As the capital settled into the weekend, two state-owned TV channels presented roundtables Saturday night on the incident, the possible perpetrators and the consequences for the country. The Kremlin-supporting hosts allowed some dissent on the shows. Aleksandr Rutskoi, a former general and a friend of Nemtsov's, called several murder theories "stupid," such as someone targeting the political leader over a personal dispute or radical Islamists attacking him.

The latter theory was one of three offered by Federal Investigative Committee representative Vladimir Markin. Besides the possibility that the killers targeted Nemtsov to cause unrest in Russia, the murder might have been part of an Islamist attack like the one "in Paris" -- meaning the Charlie Hebdo terrorist attack in January -- or might have been committed in connection with the Ukraine conflict, Markin said in a taped comment shown on Channel 1.

By Saturday night, a shoulder-high mound of flowers had been placed at the spot where Nemtsov was shot.

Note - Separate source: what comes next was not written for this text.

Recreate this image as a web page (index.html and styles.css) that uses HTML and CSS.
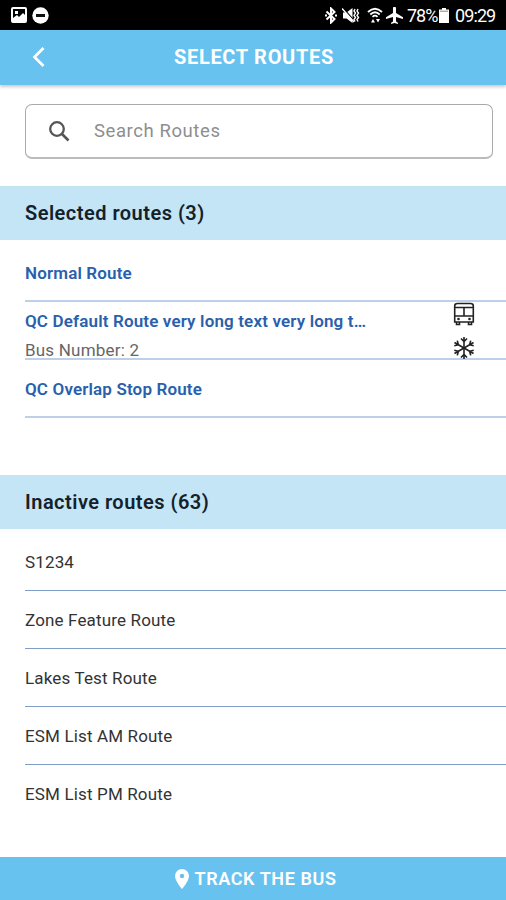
FILE: index.html
```html
<!DOCTYPE html>
<html lang="en">
<head>
<meta charset="utf-8">
<title>Select Routes</title>
<link rel="stylesheet" href="styles.css">
</head>
<body>
<div class="app">
  <div class="status">
    <svg class="s-img" width="16" height="16" viewBox="0 0 16 16"><rect x="1" y="1" width="14" height="14" rx="1" fill="none" stroke="#fff" stroke-width="2"/><path d="M2 14V11L6 8L8 10L12 6L14 8V14Z" fill="#fff"/><rect x="4" y="4" width="3" height="3" fill="#fff"/></svg>
    <svg class="s-dnd" width="17" height="17" viewBox="0 0 17 17"><circle cx="8.5" cy="8.5" r="8.2" fill="#fff"/><rect x="4" y="7" width="9" height="3" fill="#111"/></svg>
    <div class="status-right">
      <svg class="s-bt" width="12" height="17" viewBox="0 0 12 17"><path d="M1.5 4.5L9.5 12L6 15.5V1.5L9.5 5L1.5 12.5" fill="none" stroke="#fff" stroke-width="2"/><path d="M0 7.5h2v2H0zM10 7.5h2v2h-2z" fill="#fff"/></svg>
      <svg class="s-mute" width="18" height="17" viewBox="0 0 18 17"><path d="M1 5.5H4.5L10.5 1V16L4.5 11.5H1Z" fill="#fff"/><path d="M1.500 1.500L12 13.500" stroke="#000" stroke-width="1.2"/><path d="M0 1.5L12 15" stroke="#fff" stroke-width="1.4"/><path d="M13 2l-1 2 1.500 2-1.500 2.500 1.500 2-1.500 2 1 2M16 2l-1 2 1.500 2-1.500 2.500 1.500 2-1.500 2 1 2" fill="none" stroke="#fff" stroke-width="1.400"/></svg>
      <svg class="s-wifi" width="16" height="17" viewBox="0 0 16 17"><path d="M1 5Q8-1.500 15 5M3.300 7.500Q8 3 12.700 7.500M5.500 9.800Q8 7.500 10.500 9.800" fill="none" stroke="#fff" stroke-width="1.800"/><path d="M4 15.500L6 12L8 15.500ZM9 12H13L11 15.500Z" fill="#fff"/></svg>
      <svg class="s-plane" width="17" height="17" viewBox="2 2 20 20"><path d="M10.200 9V3.500a1.800 1.800 0 0 1 3.600 0V9L22 14v2.200l-8.200-2.500V19l2.200 1.600V22l-4-1.100L8 22v-1.400l2.200-1.600v-5.300L2 16.200V14Z" fill="#fff"/></svg>
      <span class="pct">78%</span>
      <svg class="s-bat" width="10" height="15" viewBox="0 0 10 15"><path d="M3 0h4v1.500h3V15H0V1.500h3z" fill="#fff"/><path d="M1 3.200h8" stroke="#888"/></svg>
      <span class="clock">09:29</span>
    </div>
  </div>
  <header class="bar">
    <svg class="back" width="14" height="22" viewBox="0 0 14 22"><path d="M11.500 2L2.500 11L11.500 20" fill="none" stroke="#fff" stroke-width="2.700"/></svg>
    <h1>SELECT ROUTES</h1>
  </header>
  <div class="search">
    <svg width="24" height="24" viewBox="0 0 24 24"><circle cx="9" cy="10" r="6.800" fill="none" stroke="#555" stroke-width="2.300"/><path d="M14 15L20.500 21.500" stroke="#555" stroke-width="2.700"/></svg>
    <span>Search Routes</span>
  </div>
  <h2 class="section">Selected routes (3)</h2>
  <ul class="routes selected">
    <li><span>Normal Route</span></li>
    <li class="detail">
      <div class="copy"><span>QC Default Route very long text very long t…</span><small>Bus Number: 2</small></div>
      <div class="icons">
        <svg width="22" height="24" viewBox="0 0 22 24"><path d="M1.700 20V4Q1.700 1.500 4.500 1.500H17.500Q20.300 1.500 20.300 4V20ZM1.700 5.500H20.300M1.700 14H20.300M11 5.500V14M3.500 20V22.500H6.500V20M15.500 20V22.500H18.500V20" fill="none" stroke="#222" stroke-width="1.600"/><circle cx="5.500" cy="17" r="1.300" fill="#222"/><circle cx="16.500" cy="17" r="1.300" fill="#222"/></svg>
        <svg width="22" height="24" viewBox="-11 -12 22 24"><g fill="none" stroke="#222" stroke-width="1.600"><path id="arm" d="M0 0V-11M-3-9.500L0-6.500L3-9.500"/><use href="#arm" transform="rotate(60)"/><use href="#arm" transform="rotate(120)"/><use href="#arm" transform="rotate(180)"/><use href="#arm" transform="rotate(240)"/><use href="#arm" transform="rotate(300)"/></g></svg>
      </div>
    </li>
    <li><span>QC Overlap Stop Route</span></li>
  </ul>
  <h2 class="section">Inactive routes (63)</h2>
  <ul class="routes inactive">
    <li>S1234</li>
    <li>Zone Feature Route</li>
    <li>Lakes Test Route</li>
    <li>ESM List AM Route</li>
    <li>ESM List PM Route</li>
  </ul>
  <footer class="track">
    <svg width="14" height="20" viewBox="0 0 14 20"><path fill-rule="evenodd" d="M7 0a7 7 0 0 0-7 7c0 5 7 13 7 13s7-8 7-13a7 7 0 0 0-7-7Zm0 4.800a2.200 2.200 0 1 1 0 4.400 2.200 2.200 0 0 1 0-4.400Z" fill="#fff"/></svg>
    <span>TRACK THE BUS</span>
  </footer>
</div>
</body>
</html>
```
FILE: styles.css
```css
* { box-sizing: border-box; }
body { margin: 0; background: #fff; font-family: Roboto, "Liberation Sans", sans-serif; }
h1, h2, ul { margin: 0; padding: 0; }
svg { display: block; flex: none; }
.app { width: 506px; height: 900px; display: flex; flex-direction: column; overflow: hidden; }
.status { flex: none; height: 30px; background: #000; color: #fff; display: flex; align-items: center; padding: 0 11px; }
.s-dnd { margin-left: 5px; }
.status-right { margin-left: auto; display: flex; align-items: center; white-space: nowrap; font-size: 18px; line-height: 30px; }
.s-mute { margin-left: 5px; }
.s-wifi { margin-left: 7px; }
.s-plane { margin-left: 3px; }
.pct { width: 30px; margin: 2px 0 0 4px; letter-spacing: -1px; }
.s-bat { margin-left: 2px; }
.clock { width: 40px; margin: 2px 0 0 6px; letter-spacing: -.9px; }
.bar { flex: none; height: 55px; background: #68c2f0; box-shadow: 0 2px 3px rgba(60, 40, 60, .25); display: flex; align-items: center; padding: 0 0 2px 32px; }
.bar h1 { flex: 1; margin: 0 44px 0 0; text-align: center; color: #fff; font-size: 20px; line-height: 24px; font-weight: 700; letter-spacing: .7px; }
.search { flex: none; height: 55px; margin: 19px 13px 27px 25px; border: 1px solid #aaa; border-bottom: 2px solid #bbb; border-radius: 7px; display: flex; align-items: center; gap: 22px; padding-left: 22px; color: #8e8e8e; font-size: 18.5px; letter-spacing: .58px; }
.search span { margin-top: -1px; }
.section { flex: none; height: 54px; padding-left: 25px; background: #c4e5f5; color: #14212b; font-size: 20px; line-height: 54px; font-weight: 600; letter-spacing: .48px; }
.routes { flex: none; list-style: none; margin-left: 25px; padding-top: 4px; letter-spacing: .15px; }
.routes li { height: 58px; display: flex; align-items: center; border-bottom: 2px solid #bdd0e7; white-space: nowrap; font-size: 17px; padding-top: 2px; }
.selected { height: 235px; color: #2960ad; font-weight: 600; }
.routes .detail { align-items: flex-start; justify-content: space-between; padding: 0 31px 0 0; }
.copy { display: flex; flex-direction: column; line-height: 20px; padding-top: 9px; }
.copy small { font-size: 17px; line-height: 20px; margin-top: 9px; color: #666; font-weight: 400; letter-spacing: .2px; }
.icons { display: flex; flex-direction: column; gap: 10px; }
.inactive { color: #333; }
.inactive li { border-bottom: 1px solid #7f9fc9; padding-top: 0; }
.inactive li:last-child { border: 0; }
.track { flex: none; height: 43px; margin-top: auto; padding-left: 6px; background: #68c2f0; color: #fff; display: flex; align-items: center; justify-content: center; gap: 5px; font-size: 18px; font-weight: 600; letter-spacing: .6px; }
```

The mourning march was scheduled for Sunday afternoon, on a route winding through central Moscow and ending at the bridge where Nemtsov died, organizers said on Facebook and Twitter.

Gudkov indicated the organizers weren't anticipating any provocation by the police, and Ponomaryov suggested participants in the march would be both angry and grieving.

Sunday's rally will be a test of Moscow's feelings toward the killing of a high-level official opposed to the president. If it attracts the cross-section of Muscovites that the 2011 and 2012 demonstrations did -- with liberal intellectuals, working-class people and teenagers side by side -- it would mark a sharp turnaround for the struggling opposition movement, even though one of its main leaders is now dead.